PDN noise is injurious to the proper functioning of the board in several ways:

When the magnitude of the noise on PDN exceeds a certain threshold, it alters the voltages delivered to the ICs below the acceptable values, causing malfunction of the circuits on the board.
Even if a PDN supplies  a voltage to the devices within tolerance, the PDN noise may still cause other problems.

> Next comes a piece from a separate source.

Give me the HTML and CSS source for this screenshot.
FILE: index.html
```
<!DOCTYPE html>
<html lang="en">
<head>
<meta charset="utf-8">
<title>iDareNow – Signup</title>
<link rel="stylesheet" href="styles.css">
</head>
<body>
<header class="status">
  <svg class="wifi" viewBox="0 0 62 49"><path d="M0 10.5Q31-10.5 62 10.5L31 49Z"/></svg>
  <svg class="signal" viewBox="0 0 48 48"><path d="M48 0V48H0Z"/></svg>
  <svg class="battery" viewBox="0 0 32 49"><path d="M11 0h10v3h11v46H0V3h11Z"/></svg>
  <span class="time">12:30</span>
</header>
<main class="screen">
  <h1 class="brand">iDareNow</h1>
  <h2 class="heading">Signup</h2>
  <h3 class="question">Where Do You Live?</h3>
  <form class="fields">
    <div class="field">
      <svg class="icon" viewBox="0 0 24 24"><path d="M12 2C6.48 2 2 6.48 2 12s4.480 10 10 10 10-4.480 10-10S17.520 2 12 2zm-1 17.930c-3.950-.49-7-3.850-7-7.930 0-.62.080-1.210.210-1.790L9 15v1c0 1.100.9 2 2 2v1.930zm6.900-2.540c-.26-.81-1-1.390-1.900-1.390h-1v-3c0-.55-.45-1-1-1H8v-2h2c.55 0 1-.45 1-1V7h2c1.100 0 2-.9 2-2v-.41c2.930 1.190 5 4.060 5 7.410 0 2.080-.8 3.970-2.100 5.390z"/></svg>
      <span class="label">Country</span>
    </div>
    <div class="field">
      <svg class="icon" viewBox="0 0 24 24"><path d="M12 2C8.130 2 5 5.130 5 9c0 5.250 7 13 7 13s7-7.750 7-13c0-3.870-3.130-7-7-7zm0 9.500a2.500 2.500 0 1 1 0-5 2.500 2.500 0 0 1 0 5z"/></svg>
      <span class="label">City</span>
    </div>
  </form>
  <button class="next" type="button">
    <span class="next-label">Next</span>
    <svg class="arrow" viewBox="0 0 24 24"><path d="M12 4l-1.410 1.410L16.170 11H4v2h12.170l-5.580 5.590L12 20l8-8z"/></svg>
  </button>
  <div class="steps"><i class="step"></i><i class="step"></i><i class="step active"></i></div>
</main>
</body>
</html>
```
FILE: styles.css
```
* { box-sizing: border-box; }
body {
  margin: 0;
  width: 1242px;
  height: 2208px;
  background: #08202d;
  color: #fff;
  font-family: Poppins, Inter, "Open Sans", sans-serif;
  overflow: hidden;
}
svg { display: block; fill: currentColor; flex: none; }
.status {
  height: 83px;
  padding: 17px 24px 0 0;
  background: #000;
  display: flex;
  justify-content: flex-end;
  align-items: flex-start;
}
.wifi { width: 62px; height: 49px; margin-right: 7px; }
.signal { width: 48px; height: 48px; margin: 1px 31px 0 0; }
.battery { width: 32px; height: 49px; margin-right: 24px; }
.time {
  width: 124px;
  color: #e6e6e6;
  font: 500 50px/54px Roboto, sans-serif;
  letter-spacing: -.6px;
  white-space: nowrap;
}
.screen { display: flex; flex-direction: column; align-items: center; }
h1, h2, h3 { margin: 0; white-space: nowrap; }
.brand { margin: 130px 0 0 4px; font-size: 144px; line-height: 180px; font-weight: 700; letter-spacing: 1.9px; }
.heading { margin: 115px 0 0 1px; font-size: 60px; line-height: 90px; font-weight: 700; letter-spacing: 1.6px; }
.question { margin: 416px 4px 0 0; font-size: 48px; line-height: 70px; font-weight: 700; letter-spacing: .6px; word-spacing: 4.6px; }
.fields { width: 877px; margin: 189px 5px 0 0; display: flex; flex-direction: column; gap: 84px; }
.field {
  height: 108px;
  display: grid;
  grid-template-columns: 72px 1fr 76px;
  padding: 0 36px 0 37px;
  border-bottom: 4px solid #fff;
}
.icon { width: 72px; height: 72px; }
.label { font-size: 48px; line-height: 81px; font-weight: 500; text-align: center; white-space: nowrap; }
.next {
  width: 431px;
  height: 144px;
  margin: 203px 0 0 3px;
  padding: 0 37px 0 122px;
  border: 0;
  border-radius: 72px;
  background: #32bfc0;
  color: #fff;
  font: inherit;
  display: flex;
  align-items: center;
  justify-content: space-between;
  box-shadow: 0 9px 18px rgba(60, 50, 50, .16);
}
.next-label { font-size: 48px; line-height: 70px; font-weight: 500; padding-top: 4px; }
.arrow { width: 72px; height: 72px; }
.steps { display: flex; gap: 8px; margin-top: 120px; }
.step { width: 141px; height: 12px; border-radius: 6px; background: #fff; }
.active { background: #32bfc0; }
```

It can cause or appear as crosstalk on signal lines, it can transfer to the input power source line from where it can pass on to other VRMs inputs, thereby to their outputs.
Furthermore, as PDN interconnects are usually the largest conducting surfaces on the PCB and carry the highest currents, any high frequency PDN noise has the potential of creating a lot of  electromagnetic radiation, possibly causing failure to pass EMC compliance.

It is therefore important to control the PDN noise, and ensure that it delivers the required voltages within acceptable tolerance limits (usually within ± 2 to 5%), across the power supply voltage and ground terminals of the various devices mounted on the PCB, and the devices’ dynamic current demands are met at all times and over their entire functional frequency range.
Power Integrity (PI) deals with all aspects of the PDN – it is designed to control...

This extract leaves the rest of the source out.